(What to work on)
Print out every record exactly as it appears.

(Entries provided)
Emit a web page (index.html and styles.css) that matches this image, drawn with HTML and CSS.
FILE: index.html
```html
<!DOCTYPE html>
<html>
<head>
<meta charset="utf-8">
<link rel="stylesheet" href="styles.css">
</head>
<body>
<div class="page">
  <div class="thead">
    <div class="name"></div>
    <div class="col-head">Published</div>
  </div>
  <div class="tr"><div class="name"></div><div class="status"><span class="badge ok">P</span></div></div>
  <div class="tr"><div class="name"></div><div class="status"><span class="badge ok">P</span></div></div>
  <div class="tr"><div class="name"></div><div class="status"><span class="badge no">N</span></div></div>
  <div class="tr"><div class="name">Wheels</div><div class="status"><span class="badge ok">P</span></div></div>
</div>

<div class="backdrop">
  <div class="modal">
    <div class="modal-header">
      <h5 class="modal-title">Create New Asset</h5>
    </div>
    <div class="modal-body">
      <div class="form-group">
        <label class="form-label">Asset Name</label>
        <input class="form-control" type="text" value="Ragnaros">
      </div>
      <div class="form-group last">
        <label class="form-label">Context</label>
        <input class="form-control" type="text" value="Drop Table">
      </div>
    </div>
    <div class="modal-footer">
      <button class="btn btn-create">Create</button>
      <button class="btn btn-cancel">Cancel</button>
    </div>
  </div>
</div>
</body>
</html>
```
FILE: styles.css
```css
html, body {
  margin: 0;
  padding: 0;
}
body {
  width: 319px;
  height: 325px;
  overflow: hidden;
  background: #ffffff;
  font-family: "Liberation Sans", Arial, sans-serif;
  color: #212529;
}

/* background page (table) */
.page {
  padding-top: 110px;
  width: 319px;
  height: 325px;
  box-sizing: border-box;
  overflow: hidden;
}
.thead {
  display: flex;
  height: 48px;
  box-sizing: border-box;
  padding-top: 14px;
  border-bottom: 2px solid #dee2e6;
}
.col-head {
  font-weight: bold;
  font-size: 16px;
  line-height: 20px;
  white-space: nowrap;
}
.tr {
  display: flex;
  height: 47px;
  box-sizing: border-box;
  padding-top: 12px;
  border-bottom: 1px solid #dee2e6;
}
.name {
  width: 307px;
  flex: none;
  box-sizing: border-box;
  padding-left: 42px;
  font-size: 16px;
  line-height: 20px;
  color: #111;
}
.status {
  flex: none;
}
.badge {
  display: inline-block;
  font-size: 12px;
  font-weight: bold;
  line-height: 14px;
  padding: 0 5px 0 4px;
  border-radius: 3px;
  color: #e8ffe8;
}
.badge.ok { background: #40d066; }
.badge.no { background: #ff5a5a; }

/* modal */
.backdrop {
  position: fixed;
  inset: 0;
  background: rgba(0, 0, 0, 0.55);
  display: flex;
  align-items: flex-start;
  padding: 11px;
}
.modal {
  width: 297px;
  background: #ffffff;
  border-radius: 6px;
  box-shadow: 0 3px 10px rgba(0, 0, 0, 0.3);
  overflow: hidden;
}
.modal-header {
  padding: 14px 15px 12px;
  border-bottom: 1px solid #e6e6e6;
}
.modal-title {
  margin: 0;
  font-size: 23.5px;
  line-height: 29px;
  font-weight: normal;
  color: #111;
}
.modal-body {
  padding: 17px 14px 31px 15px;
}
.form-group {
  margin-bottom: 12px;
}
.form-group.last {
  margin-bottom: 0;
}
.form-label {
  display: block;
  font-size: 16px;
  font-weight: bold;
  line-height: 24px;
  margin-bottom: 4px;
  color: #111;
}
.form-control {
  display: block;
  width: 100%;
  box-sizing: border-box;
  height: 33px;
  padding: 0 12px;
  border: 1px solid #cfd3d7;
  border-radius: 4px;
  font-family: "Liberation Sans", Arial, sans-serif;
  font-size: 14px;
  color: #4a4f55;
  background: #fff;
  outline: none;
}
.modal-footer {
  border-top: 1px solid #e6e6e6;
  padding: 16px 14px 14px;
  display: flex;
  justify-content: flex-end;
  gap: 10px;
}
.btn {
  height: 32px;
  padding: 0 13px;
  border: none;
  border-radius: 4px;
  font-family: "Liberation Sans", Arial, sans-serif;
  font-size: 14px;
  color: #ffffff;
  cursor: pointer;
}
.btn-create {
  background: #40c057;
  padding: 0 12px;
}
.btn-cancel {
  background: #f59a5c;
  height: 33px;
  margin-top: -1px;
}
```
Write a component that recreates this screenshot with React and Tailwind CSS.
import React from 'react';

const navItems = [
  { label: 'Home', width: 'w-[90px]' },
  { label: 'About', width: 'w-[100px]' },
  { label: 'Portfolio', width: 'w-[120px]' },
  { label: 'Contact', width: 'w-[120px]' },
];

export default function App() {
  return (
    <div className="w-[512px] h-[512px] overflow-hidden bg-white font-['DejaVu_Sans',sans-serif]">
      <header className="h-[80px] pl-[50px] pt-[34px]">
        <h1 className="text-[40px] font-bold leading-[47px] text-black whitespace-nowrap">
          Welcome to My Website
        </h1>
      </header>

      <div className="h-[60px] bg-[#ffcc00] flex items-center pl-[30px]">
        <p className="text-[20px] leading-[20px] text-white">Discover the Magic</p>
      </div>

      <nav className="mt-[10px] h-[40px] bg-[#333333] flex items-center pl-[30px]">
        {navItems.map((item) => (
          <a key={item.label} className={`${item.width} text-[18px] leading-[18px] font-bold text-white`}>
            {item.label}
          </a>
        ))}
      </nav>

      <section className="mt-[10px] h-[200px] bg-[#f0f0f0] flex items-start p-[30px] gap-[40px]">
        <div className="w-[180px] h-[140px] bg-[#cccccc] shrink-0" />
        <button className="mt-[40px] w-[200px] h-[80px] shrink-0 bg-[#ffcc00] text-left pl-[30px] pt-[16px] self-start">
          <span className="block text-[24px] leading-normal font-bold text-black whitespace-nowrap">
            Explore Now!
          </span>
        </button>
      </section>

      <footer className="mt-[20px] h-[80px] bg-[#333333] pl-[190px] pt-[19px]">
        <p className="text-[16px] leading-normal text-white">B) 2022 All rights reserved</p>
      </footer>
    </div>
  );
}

(Output of the exercise)
Emit a web page (index.html and styles.css) that matches this image, drawn with HTML and CSS.
FILE: index.html
```html
<!DOCTYPE html>
<html>
<head>
<meta charset="utf-8">
<link rel="stylesheet" href="styles.css">
</head>
<body>
<div class="page">
  <div class="thead">
    <div class="name"></div>
    <div class="col-head">Published</div>
  </div>
  <div class="tr"><div class="name"></div><div class="status"><span class="badge ok">P</span></div></div>
  <div class="tr"><div class="name"></div><div class="status"><span class="badge ok">P</span></div></div>
  <div class="tr"><div class="name"></div><div class="status"><span class="badge no">N</span></div></div>
  <div class="tr"><div class="name">Wheels</div><div class="status"><span class="badge ok">P</span></div></div>
</div>

<div class="backdrop">
  <div class="modal">
    <div class="modal-header">
      <h5 class="modal-title">Create New Asset</h5>
    </div>
    <div class="modal-body">
      <div class="form-group">
        <label class="form-label">Asset Name</label>
        <input class="form-control" type="text" value="Ragnaros">
      </div>
      <div class="form-group last">
        <label class="form-label">Context</label>
        <input class="form-control" type="text" value="Drop Table">
      </div>
    </div>
    <div class="modal-footer">
      <button class="btn btn-create">Create</button>
      <button class="btn btn-cancel">Cancel</button>
    </div>
  </div>
</div>
</body>
</html>
```
FILE: styles.css
```css
html, body {
  margin: 0;
  padding: 0;
}
body {
  width: 319px;
  height: 325px;
  overflow: hidden;
  background: #ffffff;
  font-family: "Liberation Sans", Arial, sans-serif;
  color: #212529;
}

/* background page (table) */
.page {
  padding-top: 110px;
  width: 319px;
  height: 325px;
  box-sizing: border-box;
  overflow: hidden;
}
.thead {
  display: flex;
  height: 48px;
  box-sizing: border-box;
  padding-top: 14px;
  border-bottom: 2px solid #dee2e6;
}
.col-head {
  font-weight: bold;
  font-size: 16px;
  line-height: 20px;
  white-space: nowrap;
}
.tr {
  display: flex;
  height: 47px;
  box-sizing: border-box;
  padding-top: 12px;
  border-bottom: 1px solid #dee2e6;
}
.name {
  width: 307px;
  flex: none;
  box-sizing: border-box;
  padding-left: 42px;
  font-size: 16px;
  line-height: 20px;
  color: #111;
}
.status {
  flex: none;
}
.badge {
  display: inline-block;
  font-size: 12px;
  font-weight: bold;
  line-height: 14px;
  padding: 0 5px 0 4px;
  border-radius: 3px;
  color: #e8ffe8;
}
.badge.ok { background: #40d066; }
.badge.no { background: #ff5a5a; }

/* modal */
.backdrop {
  position: fixed;
  inset: 0;
  background: rgba(0, 0, 0, 0.55);
  display: flex;
  align-items: flex-start;
  padding: 11px;
}
.modal {
  width: 297px;
  background: #ffffff;
  border-radius: 6px;
  box-shadow: 0 3px 10px rgba(0, 0, 0, 0.3);
  overflow: hidden;
}
.modal-header {
  padding: 14px 15px 12px;
  border-bottom: 1px solid #e6e6e6;
}
.modal-title {
  margin: 0;
  font-size: 23.5px;
  line-height: 29px;
  font-weight: normal;
  color: #111;
}
.modal-body {
  padding: 17px 14px 31px 15px;
}
.form-group {
  margin-bottom: 12px;
}
.form-group.last {
  margin-bottom: 0;
}
.form-label {
  display: block;
  font-size: 16px;
  font-weight: bold;
  line-height: 24px;
  margin-bottom: 4px;
  color: #111;
}
.form-control {
  display: block;
  width: 100%;
  box-sizing: border-box;
  height: 33px;
  padding: 0 12px;
  border: 1px solid #cfd3d7;
  border-radius: 4px;
  font-family: "Liberation Sans", Arial, sans-serif;
  font-size: 14px;
  color: #4a4f55;
  background: #fff;
  outline: none;
}
.modal-footer {
  border-top: 1px solid #e6e6e6;
  padding: 16px 14px 14px;
  display: flex;
  justify-content: flex-end;
  gap: 10px;
}
.btn {
  height: 32px;
  padding: 0 13px;
  border: none;
  border-radius: 4px;
  font-family: "Liberation Sans", Arial, sans-serif;
  font-size: 14px;
  color: #ffffff;
  cursor: pointer;
}
.btn-create {
  background: #40c057;
  padding: 0 12px;
}
.btn-cancel {
  background: #f59a5c;
  height: 33px;
  margin-top: -1px;
}
```
Write a component that recreates this screenshot with React and Tailwind CSS.
import React from 'react';

const navItems = [
  { label: 'Home', width: 'w-[90px]' },
  { label: 'About', width: 'w-[100px]' },
  { label: 'Portfolio', width: 'w-[120px]' },
  { label: 'Contact', width: 'w-[120px]' },
];

export default function App() {
  return (
    <div className="w-[512px] h-[512px] overflow-hidden bg-white font-['DejaVu_Sans',sans-serif]">
      <header className="h-[80px] pl-[50px] pt-[34px]">
        <h1 className="text-[40px] font-bold leading-[47px] text-black whitespace-nowrap">
          Welcome to My Website
        </h1>
      </header>

      <div className="h-[60px] bg-[#ffcc00] flex items-center pl-[30px]">
        <p className="text-[20px] leading-[20px] text-white">Discover the Magic</p>
      </div>

      <nav className="mt-[10px] h-[40px] bg-[#333333] flex items-center pl-[30px]">
        {navItems.map((item) => (
          <a key={item.label} className={`${item.width} text-[18px] leading-[18px] font-bold text-white`}>
            {item.label}
          </a>
        ))}
      </nav>

      <section className="mt-[10px] h-[200px] bg-[#f0f0f0] flex items-start p-[30px] gap-[40px]">
        <div className="w-[180px] h-[140px] bg-[#cccccc] shrink-0" />
        <button className="mt-[40px] w-[200px] h-[80px] shrink-0 bg-[#ffcc00] text-left pl-[30px] pt-[16px] self-start">
          <span className="block text-[24px] leading-normal font-bold text-black whitespace-nowrap">
            Explore Now!
          </span>
        </button>
      </section>

      <footer className="mt-[20px] h-[80px] bg-[#333333] pl-[190px] pt-[19px]">
        <p className="text-[16px] leading-normal text-white">B) 2022 All rights reserved</p>
      </footer>
    </div>
  );
}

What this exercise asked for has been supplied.